| YOUR TASK |
Scan the listing below and copy every line holding "code".
┏━━
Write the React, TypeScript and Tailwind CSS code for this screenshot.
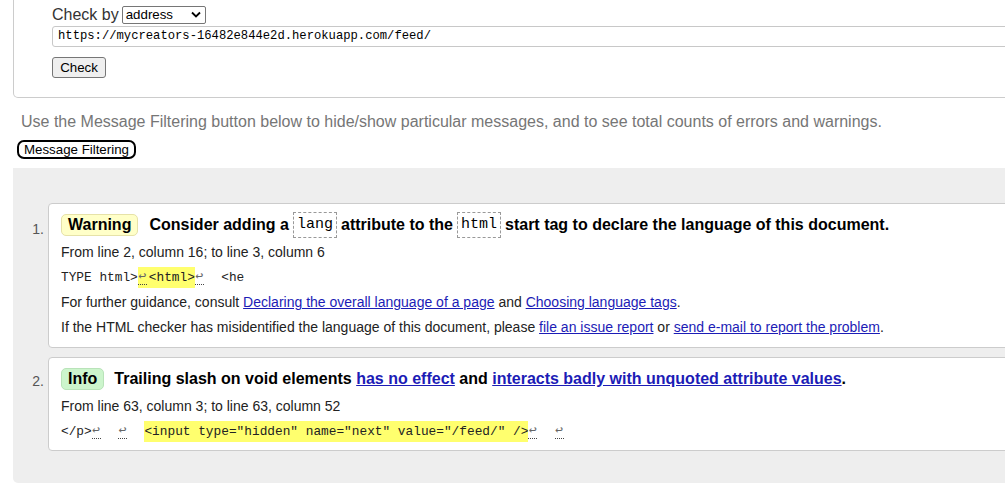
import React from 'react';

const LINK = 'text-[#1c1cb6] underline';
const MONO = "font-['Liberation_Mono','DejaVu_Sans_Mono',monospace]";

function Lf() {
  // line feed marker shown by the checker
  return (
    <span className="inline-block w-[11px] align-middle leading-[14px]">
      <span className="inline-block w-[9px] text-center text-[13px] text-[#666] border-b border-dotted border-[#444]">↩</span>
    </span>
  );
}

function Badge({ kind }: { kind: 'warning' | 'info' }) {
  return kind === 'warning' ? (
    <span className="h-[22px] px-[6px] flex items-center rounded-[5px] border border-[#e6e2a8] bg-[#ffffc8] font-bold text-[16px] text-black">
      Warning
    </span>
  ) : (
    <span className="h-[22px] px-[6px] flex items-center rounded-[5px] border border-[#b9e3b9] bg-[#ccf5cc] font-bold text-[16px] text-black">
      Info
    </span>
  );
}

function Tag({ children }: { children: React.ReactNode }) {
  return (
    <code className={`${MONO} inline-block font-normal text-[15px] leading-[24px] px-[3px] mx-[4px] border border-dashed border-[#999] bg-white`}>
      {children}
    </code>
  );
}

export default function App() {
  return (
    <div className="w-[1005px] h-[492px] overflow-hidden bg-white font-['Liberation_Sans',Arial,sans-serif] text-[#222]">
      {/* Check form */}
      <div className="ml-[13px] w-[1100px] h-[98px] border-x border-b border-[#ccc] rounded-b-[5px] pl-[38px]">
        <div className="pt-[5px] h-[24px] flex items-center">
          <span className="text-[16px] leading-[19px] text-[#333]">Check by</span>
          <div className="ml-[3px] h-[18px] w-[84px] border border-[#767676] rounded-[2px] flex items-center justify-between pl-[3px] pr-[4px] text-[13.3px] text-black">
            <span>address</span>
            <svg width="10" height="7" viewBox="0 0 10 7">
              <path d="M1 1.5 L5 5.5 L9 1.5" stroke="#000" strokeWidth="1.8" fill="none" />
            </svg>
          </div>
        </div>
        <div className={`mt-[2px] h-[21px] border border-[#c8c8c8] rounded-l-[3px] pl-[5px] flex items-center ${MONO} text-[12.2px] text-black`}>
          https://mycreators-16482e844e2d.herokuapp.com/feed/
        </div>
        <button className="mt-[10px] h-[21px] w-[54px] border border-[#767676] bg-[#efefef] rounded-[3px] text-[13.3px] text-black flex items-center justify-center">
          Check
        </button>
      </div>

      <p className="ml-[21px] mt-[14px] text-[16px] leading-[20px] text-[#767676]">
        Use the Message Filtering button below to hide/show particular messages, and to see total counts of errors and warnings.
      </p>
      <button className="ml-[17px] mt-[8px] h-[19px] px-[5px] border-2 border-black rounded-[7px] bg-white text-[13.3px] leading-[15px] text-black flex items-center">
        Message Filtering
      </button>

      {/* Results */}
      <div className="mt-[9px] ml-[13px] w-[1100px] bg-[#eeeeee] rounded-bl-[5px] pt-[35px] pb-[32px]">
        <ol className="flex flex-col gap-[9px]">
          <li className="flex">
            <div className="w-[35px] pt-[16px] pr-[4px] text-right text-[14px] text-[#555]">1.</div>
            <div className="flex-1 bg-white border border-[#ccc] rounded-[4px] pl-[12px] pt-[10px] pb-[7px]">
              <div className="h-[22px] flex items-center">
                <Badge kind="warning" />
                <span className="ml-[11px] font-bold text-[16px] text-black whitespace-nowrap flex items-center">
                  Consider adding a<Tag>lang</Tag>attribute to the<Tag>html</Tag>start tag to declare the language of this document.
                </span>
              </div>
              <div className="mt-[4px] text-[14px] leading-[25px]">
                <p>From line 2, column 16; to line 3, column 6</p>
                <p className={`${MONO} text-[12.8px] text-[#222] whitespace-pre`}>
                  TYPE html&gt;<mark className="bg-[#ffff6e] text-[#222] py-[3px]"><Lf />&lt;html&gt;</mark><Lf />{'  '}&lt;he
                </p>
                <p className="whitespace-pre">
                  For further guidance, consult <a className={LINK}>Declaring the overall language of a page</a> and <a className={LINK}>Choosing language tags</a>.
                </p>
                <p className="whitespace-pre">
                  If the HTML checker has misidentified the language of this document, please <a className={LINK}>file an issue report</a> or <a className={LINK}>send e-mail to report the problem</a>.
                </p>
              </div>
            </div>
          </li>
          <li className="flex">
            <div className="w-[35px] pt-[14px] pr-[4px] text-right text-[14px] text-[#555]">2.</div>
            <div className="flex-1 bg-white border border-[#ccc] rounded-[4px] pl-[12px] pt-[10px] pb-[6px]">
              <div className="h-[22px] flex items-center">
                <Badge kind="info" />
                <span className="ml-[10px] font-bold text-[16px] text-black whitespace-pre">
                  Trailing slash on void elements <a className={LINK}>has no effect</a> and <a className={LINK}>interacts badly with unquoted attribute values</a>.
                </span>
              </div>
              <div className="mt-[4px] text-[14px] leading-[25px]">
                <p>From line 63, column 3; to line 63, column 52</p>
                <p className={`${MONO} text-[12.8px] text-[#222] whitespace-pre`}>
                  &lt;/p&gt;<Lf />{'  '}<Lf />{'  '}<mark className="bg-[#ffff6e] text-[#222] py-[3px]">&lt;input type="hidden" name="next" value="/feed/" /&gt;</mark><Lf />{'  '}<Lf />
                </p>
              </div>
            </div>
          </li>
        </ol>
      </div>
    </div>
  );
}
┗━━
| ANSWER TO THIS TASK |
Write the React, TypeScript and Tailwind CSS code for this screenshot.
    <code className={`${MONO} inline-block font-normal text-[15px] leading-[24px] px-[3px] mx-[4px] border border-dashed border-[#999] bg-white`}>
    </code>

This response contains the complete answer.